La mission a identifié trois enjeux principaux en matière de pilotage de l'action publique : une intensification de l'effort en matière de lutte contre la traite des êtres humains à des fins d'exploitation sexuelle ; la promotion de dispositifs de partenariats souples entre acteurs institutionnels et associatifs dans les territoires ; la réaffirmation du rôle du système de santé auprès des personnes prostituées.

Les propositions de vos rapporteurs :

- Structurer le pilotage interministériel des actions menées auprès des personnes prostituées afin de garantir la complémentarité des champs sanitaire et social.
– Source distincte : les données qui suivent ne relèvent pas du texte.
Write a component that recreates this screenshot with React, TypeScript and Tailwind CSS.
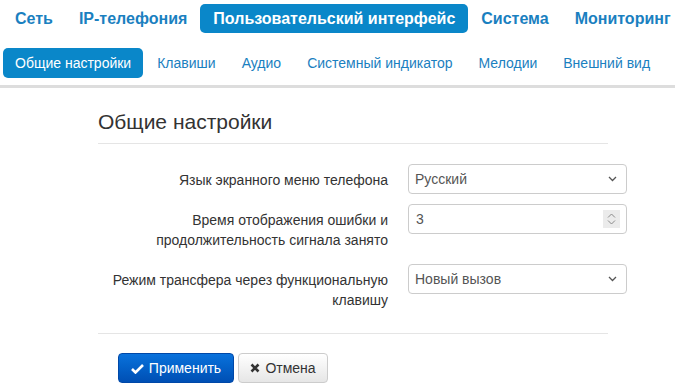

Travailler en particulier à la définition d'une politique de subventionnement des associations partagée.

- Donner aux associations les moyens d'agir sur le long terme en enrayant la baisse des financements, en évitant leur saupoudrage et en leur donnant une visibilité pluriannuelle.

- Renouer avec la conclusion de conventions de financement pluriannuelles des associations têtes de réseau.

- Conforter la place et les moyens alloués au dispositif national d'accueil et de protection des victimes de la traite des êtres humains (Ac.Sé) et assurer la réunion régulière de son comité de pilotage.

- Renforcer le rôle de la mission interministérielle pour la protection des femmes contre les violences et la lutte contre la traite des êtres humains (Miprof) en étendant ses missions relatives à la lutte contre la traite des êtres humains à des fins d'exploitation sexuelle.

- Encourager la généralisation de partenariats souples entre acteurs associatifs et institutionnels dans les territoires sur le modèle du réseau d'intervention sociale auprès des personnes prostituées (Ripspp).

- Faire des permanences d'accès aux soins de santé (Pass) de véritables passerelles vers les services de soins de droit commun en assurant notamment la formation des personnels qui y travaillent aux problématiques de la prostitution et de la traite des êtres humains à des fins d'exploitation sexuelle.

- Développer l'utilisation des tests rapides d'orientation diagnostique (Trod) en direction des personnes prostituées afin d'améliorer leur taux d'accès au dépistage du VIH.

- Profiter de la prochaine évaluation des projets régionaux de santé pour encourager une intégration plus systématique des questions de prostitution dans les documents de planification.

- Conforter le rôle de coordination des agences régionales de santé (ARS) sur les questions sanitaires et sociales relatives aux personnes prostituées, notamment par le lancement d'appels à projets conjoints.

- Renforcer, en lien avec les observatoires régionaux de santé, l'expertise des ARS au sujet de la situation sanitaire et sociale des personnes prostituées.